*INSTRUCTION*.
Quote all lines below exactly. Images stay out.

*PROVIDED MATERIAL*.
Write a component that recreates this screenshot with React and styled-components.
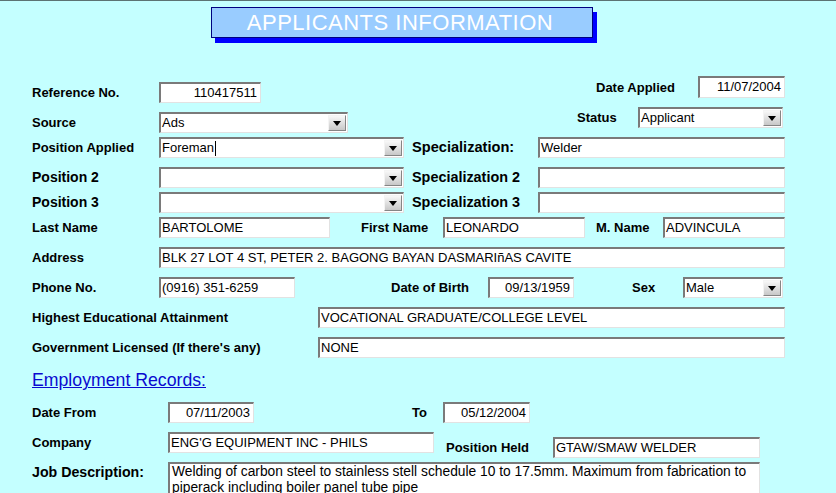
import styled, { createGlobalStyle } from "styled-components";

const GlobalStyle = createGlobalStyle`
  html, body {
    margin: 0;
    padding: 0;
    background: #c4ffff;
  }
  body {
    font-family: "Liberation Sans", Arial, sans-serif;
    color: #000;
  }
`;

const Page = styled.div`
  width: 836px;
  height: 493px;
  overflow: hidden;
  box-sizing: border-box;
  border-top: 1px solid #5b7373;
  background: #c4ffff;
`;

const Banner = styled.div`
  margin: 6px 0 0 211px;
  width: 382px;
  height: 31px;
  box-sizing: border-box;
  background: #99ccff;
  border: 1px solid #000080;
  box-shadow: 4px 5px 0 #0000ff;
  color: #fff;
  font-size: 22px;
  letter-spacing: 0.5px;
  padding-right: 4px;
  display: flex;
  align-items: center;
  justify-content: center;
`;

const Form = styled.div`
  padding-left: 32px;
  width: 753px;
`;

const Top = styled.div`
  display: flex;
  justify-content: space-between;
`;

const Column = styled.div`
  display: flex;
  flex-direction: column;
  align-items: ${(p) => (p.$end ? "flex-end" : "flex-start")};
  gap: 9px;
  margin-top: ${(p) => p.$mt}px;
`;

const Row = styled.div`
  display: flex;
  align-items: ${(p) => (p.$top ? "flex-start" : "center")};
  height: ${(p) => p.$h || 21}px;
  margin-top: ${(p) => p.$mt ?? 9}px;
  margin-right: ${(p) => p.$mr || 0}px;
`;

const Group = styled.div`
  display: flex;
  align-items: center;
  margin-top: ${(p) => p.$mt || 0}px;
`;

const Label = styled.div`
  flex: none;
  width: ${(p) => p.$w}px;
  margin-left: ${(p) => p.$ml || 0}px;
  font-weight: bold;
  font-size: ${(p) => p.$size || 13}px;
  line-height: 21px;
  white-space: nowrap;
`;

const Field = styled.div`
  flex: none;
  box-sizing: border-box;
  width: ${(p) => p.$w}px;
  height: ${(p) => p.$h || 21}px;
  margin-left: ${(p) => p.$ml || 0}px;
  background: #fff;
  border-top: 2px solid #7a7a7a;
  border-left: 2px solid #7a7a7a;
  border-right: 1px solid #e2e2e2;
  border-bottom: 1px solid #e2e2e2;
  padding: 0 3px 0 1px;
  font-size: 13px;
  line-height: 18px;
  text-align: ${(p) => (p.$right ? "right" : "left")};
  white-space: nowrap;
  overflow: hidden;
`;

const Select = styled(Field)`
  display: flex;
  align-items: center;
  padding-right: 1px;
`;

const SelectText = styled.span`
  flex: 1;
  display: flex;
  align-items: center;
`;

const Caret = styled.span`
  display: inline-block;
  width: 1px;
  height: 15px;
  background: #000;
  margin-left: 1px;
`;

const DropButton = styled.span`
  flex: none;
  box-sizing: border-box;
  width: 18px;
  height: 16px;
  border-top: 1px solid #f4f4f4;
  border-left: 1px solid #f4f4f4;
  border-right: 1px solid #858585;
  border-bottom: 1px solid #858585;
  background: linear-gradient(#f8f8f8, #c8c8c8);
  display: flex;
  align-items: center;
  justify-content: center;

  &::after {
    content: "";
    margin-top: 1px;
    border-left: 4px solid transparent;
    border-right: 4px solid transparent;
    border-top: 5px solid #000;
  }
`;

const TextArea = styled(Field)`
  height: 40px;
  white-space: normal;
  font-size: 13.8px;
  line-height: 16px;
  padding: 0 2px;
`;

const Heading = styled.div`
  margin-top: 10px;
  font-size: 17.7px;
  line-height: 24px;
  color: #0a0ad0;
  text-decoration: underline;
`;

const Dropdown = ({ w, ml, children }) => (
  <Select $w={w} $ml={ml}>
    <SelectText>{children}</SelectText>
    <DropButton />
  </Select>
);

export default function App() {
  return (
    <Page>
      <GlobalStyle />
      <Banner>APPLICANTS INFORMATION</Banner>
      <Form>
        <Top>
          <Column $mt={44}>
            <Row $mt={0}>
              <Label $w={127}>Reference No.</Label>
              <Field $w={102} $right>110417511</Field>
            </Row>
            <Row $mt={0}>
              <Label $w={127}>Source</Label>
              <Dropdown w={189}>Ads</Dropdown>
            </Row>
          </Column>
          <Column $mt={38} $end>
            <Row $mt={0} $h={22}>
              <Label $w={102}>Date Applied</Label>
              <Field $w={87} $h={22} $right>11/07/2004</Field>
            </Row>
            <Row $mt={0} $mr={2}>
              <Label $w={61}>Status</Label>
              <Dropdown w={145}>Applicant</Dropdown>
            </Row>
          </Column>
        </Top>

        <Row $mt={4}>
          <Label $w={127}>Position Applied</Label>
          <Dropdown w={245}>
            Foreman
            <Caret />
          </Dropdown>
          <Label $w={126} $ml={8} $size={14.6}>Specialization:</Label>
          <Field $w={247}>Welder</Field>
        </Row>

        <Row>
          <Label $w={127} $size={14}>Position 2</Label>
          <Dropdown w={245} />
          <Label $w={126} $ml={8} $size={14.4}>Specialization 2</Label>
          <Field $w={247} />
        </Row>

        <Row $mt={4}>
          <Label $w={127} $size={14}>Position 3</Label>
          <Dropdown w={245} />
          <Label $w={126} $ml={8} $size={14.4}>Specialization 3</Label>
          <Field $w={247} />
        </Row>

        <Row $mt={4}>
          <Label $w={127}>Last Name</Label>
          <Field $w={171}>BARTOLOME</Field>
          <Label $w={82} $ml={31}>First Name</Label>
          <Field $w={142}>LEONARDO</Field>
          <Label $w={67} $ml={11}>M. Name</Label>
          <Field $w={122}>ADVINCULA</Field>
        </Row>

        <Row>
          <Label $w={127}>Address</Label>
          <Field $w={626}>BLK 27 LOT 4 ST, PETER 2. BAGONG BAYAN DASMARIñAS CAVITE</Field>
        </Row>

        <Row>
          <Label $w={127}>Phone No.</Label>
          <Field $w={136}>(0916) 351-6259</Field>
          <Label $w={97} $ml={96}>Date of Birth</Label>
          <Field $w={86} $right>09/13/1959</Field>
          <Label $w={51} $ml={58}>Sex</Label>
          <Dropdown w={100}>Male</Dropdown>
        </Row>

        <Row>
          <Label $w={286}>Highest Educational Attainment</Label>
          <Field $w={467}>VOCATIONAL GRADUATE/COLLEGE LEVEL</Field>
        </Row>

        <Row>
          <Label $w={286}>Government Licensed (If there's any)</Label>
          <Field $w={467}>NONE</Field>
        </Row>

        <Heading>Employment Records:</Heading>

        <Row $mt={10}>
          <Label $w={136}>Date From</Label>
          <Field $w={86} $right>07/11/2003</Field>
          <Label $w={31} $ml={158}>To</Label>
          <Field $w={87} $right>05/12/2004</Field>
        </Row>

        <Row $top>
          <Label $w={136}>Company</Label>
          <Field $w={266}>ENG'G EQUIPMENT INC - PHILS</Field>
          <Group $mt={5}>
            <Label $w={107} $ml={12}>Position Held</Label>
            <Field $w={207}>GTAW/SMAW WELDER</Field>
          </Group>
        </Row>

        <Row $top $h={40}>
          <Label $w={136} $size={14.2}>Job Description:</Label>
          <TextArea $w={592}>
            Welding of carbon steel to stainless stell schedule 10 to 17.5mm. Maximum from fabrication to
            piperack including boiler panel tube pipe
          </TextArea>
        </Row>
      </Form>
    </Page>
  );
}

*FULL SOLUTION*.
Write a component that recreates this screenshot with React and styled-components.
import styled, { createGlobalStyle } from "styled-components";

const GlobalStyle = createGlobalStyle`
  html, body {
    margin: 0;
    padding: 0;
    background: #c4ffff;
  }
  body {
    font-family: "Liberation Sans", Arial, sans-serif;
    color: #000;
  }
`;

const Page = styled.div`
  width: 836px;
  height: 493px;
  overflow: hidden;
  box-sizing: border-box;
  border-top: 1px solid #5b7373;
  background: #c4ffff;
`;

const Banner = styled.div`
  margin: 6px 0 0 211px;
  width: 382px;
  height: 31px;
  box-sizing: border-box;
  background: #99ccff;
  border: 1px solid #000080;
  box-shadow: 4px 5px 0 #0000ff;
  color: #fff;
  font-size: 22px;
  letter-spacing: 0.5px;
  padding-right: 4px;
  display: flex;
  align-items: center;
  justify-content: center;
`;

const Form = styled.div`
  padding-left: 32px;
  width: 753px;
`;

const Top = styled.div`
  display: flex;
  justify-content: space-between;
`;

const Column = styled.div`
  display: flex;
  flex-direction: column;
  align-items: ${(p) => (p.$end ? "flex-end" : "flex-start")};
  gap: 9px;
  margin-top: ${(p) => p.$mt}px;
`;

const Row = styled.div`
  display: flex;
  align-items: ${(p) => (p.$top ? "flex-start" : "center")};
  height: ${(p) => p.$h || 21}px;
  margin-top: ${(p) => p.$mt ?? 9}px;
  margin-right: ${(p) => p.$mr || 0}px;
`;

const Group = styled.div`
  display: flex;
  align-items: center;
  margin-top: ${(p) => p.$mt || 0}px;
`;

const Label = styled.div`
  flex: none;
  width: ${(p) => p.$w}px;
  margin-left: ${(p) => p.$ml || 0}px;
  font-weight: bold;
  font-size: ${(p) => p.$size || 13}px;
  line-height: 21px;
  white-space: nowrap;
`;

const Field = styled.div`
  flex: none;
  box-sizing: border-box;
  width: ${(p) => p.$w}px;
  height: ${(p) => p.$h || 21}px;
  margin-left: ${(p) => p.$ml || 0}px;
  background: #fff;
  border-top: 2px solid #7a7a7a;
  border-left: 2px solid #7a7a7a;
  border-right: 1px solid #e2e2e2;
  border-bottom: 1px solid #e2e2e2;
  padding: 0 3px 0 1px;
  font-size: 13px;
  line-height: 18px;
  text-align: ${(p) => (p.$right ? "right" : "left")};
  white-space: nowrap;
  overflow: hidden;
`;

const Select = styled(Field)`
  display: flex;
  align-items: center;
  padding-right: 1px;
`;

const SelectText = styled.span`
  flex: 1;
  display: flex;
  align-items: center;
`;

const Caret = styled.span`
  display: inline-block;
  width: 1px;
  height: 15px;
  background: #000;
  margin-left: 1px;
`;

const DropButton = styled.span`
  flex: none;
  box-sizing: border-box;
  width: 18px;
  height: 16px;
  border-top: 1px solid #f4f4f4;
  border-left: 1px solid #f4f4f4;
  border-right: 1px solid #858585;
  border-bottom: 1px solid #858585;
  background: linear-gradient(#f8f8f8, #c8c8c8);
  display: flex;
  align-items: center;
  justify-content: center;

  &::after {
    content: "";
    margin-top: 1px;
    border-left: 4px solid transparent;
    border-right: 4px solid transparent;
    border-top: 5px solid #000;
  }
`;

const TextArea = styled(Field)`
  height: 40px;
  white-space: normal;
  font-size: 13.8px;
  line-height: 16px;
  padding: 0 2px;
`;

const Heading = styled.div`
  margin-top: 10px;
  font-size: 17.7px;
  line-height: 24px;
  color: #0a0ad0;
  text-decoration: underline;
`;

const Dropdown = ({ w, ml, children }) => (
  <Select $w={w} $ml={ml}>
    <SelectText>{children}</SelectText>
    <DropButton />
  </Select>
);

export default function App() {
  return (
    <Page>
      <GlobalStyle />
      <Banner>APPLICANTS INFORMATION</Banner>
      <Form>
        <Top>
          <Column $mt={44}>
            <Row $mt={0}>
              <Label $w={127}>Reference No.</Label>
              <Field $w={102} $right>110417511</Field>
            </Row>
            <Row $mt={0}>
              <Label $w={127}>Source</Label>
              <Dropdown w={189}>Ads</Dropdown>
            </Row>
          </Column>
          <Column $mt={38} $end>
            <Row $mt={0} $h={22}>
              <Label $w={102}>Date Applied</Label>
              <Field $w={87} $h={22} $right>11/07/2004</Field>
            </Row>
            <Row $mt={0} $mr={2}>
              <Label $w={61}>Status</Label>
              <Dropdown w={145}>Applicant</Dropdown>
            </Row>
          </Column>
        </Top>

        <Row $mt={4}>
          <Label $w={127}>Position Applied</Label>
          <Dropdown w={245}>
            Foreman
            <Caret />
          </Dropdown>
          <Label $w={126} $ml={8} $size={14.6}>Specialization:</Label>
          <Field $w={247}>Welder</Field>
        </Row>

        <Row>
          <Label $w={127} $size={14}>Position 2</Label>
          <Dropdown w={245} />
          <Label $w={126} $ml={8} $size={14.4}>Specialization 2</Label>
          <Field $w={247} />
        </Row>

        <Row $mt={4}>
          <Label $w={127} $size={14}>Position 3</Label>
          <Dropdown w={245} />
          <Label $w={126} $ml={8} $size={14.4}>Specialization 3</Label>
          <Field $w={247} />
        </Row>

        <Row $mt={4}>
          <Label $w={127}>Last Name</Label>
          <Field $w={171}>BARTOLOME</Field>
          <Label $w={82} $ml={31}>First Name</Label>
          <Field $w={142}>LEONARDO</Field>
          <Label $w={67} $ml={11}>M. Name</Label>
          <Field $w={122}>ADVINCULA</Field>
        </Row>

        <Row>
          <Label $w={127}>Address</Label>
          <Field $w={626}>BLK 27 LOT 4 ST, PETER 2. BAGONG BAYAN DASMARIñAS CAVITE</Field>
        </Row>

        <Row>
          <Label $w={127}>Phone No.</Label>
          <Field $w={136}>(0916) 351-6259</Field>
          <Label $w={97} $ml={96}>Date of Birth</Label>
          <Field $w={86} $right>09/13/1959</Field>
          <Label $w={51} $ml={58}>Sex</Label>
          <Dropdown w={100}>Male</Dropdown>
        </Row>

        <Row>
          <Label $w={286}>Highest Educational Attainment</Label>
          <Field $w={467}>VOCATIONAL GRADUATE/COLLEGE LEVEL</Field>
        </Row>

        <Row>
          <Label $w={286}>Government Licensed (If there's any)</Label>
          <Field $w={467}>NONE</Field>
        </Row>

        <Heading>Employment Records:</Heading>

        <Row $mt={10}>
          <Label $w={136}>Date From</Label>
          <Field $w={86} $right>07/11/2003</Field>
          <Label $w={31} $ml={158}>To</Label>
          <Field $w={87} $right>05/12/2004</Field>
        </Row>

        <Row $top>
          <Label $w={136}>Company</Label>
          <Field $w={266}>ENG'G EQUIPMENT INC - PHILS</Field>
          <Group $mt={5}>
            <Label $w={107} $ml={12}>Position Held</Label>
            <Field $w={207}>GTAW/SMAW WELDER</Field>
          </Group>
        </Row>

        <Row $top $h={40}>
          <Label $w={136} $size={14.2}>Job Description:</Label>
          <TextArea $w={592}>
            Welding of carbon steel to stainless stell schedule 10 to 17.5mm. Maximum from fabrication to
            piperack including boiler panel tube pipe
          </TextArea>
        </Row>
      </Form>
    </Page>
  );
}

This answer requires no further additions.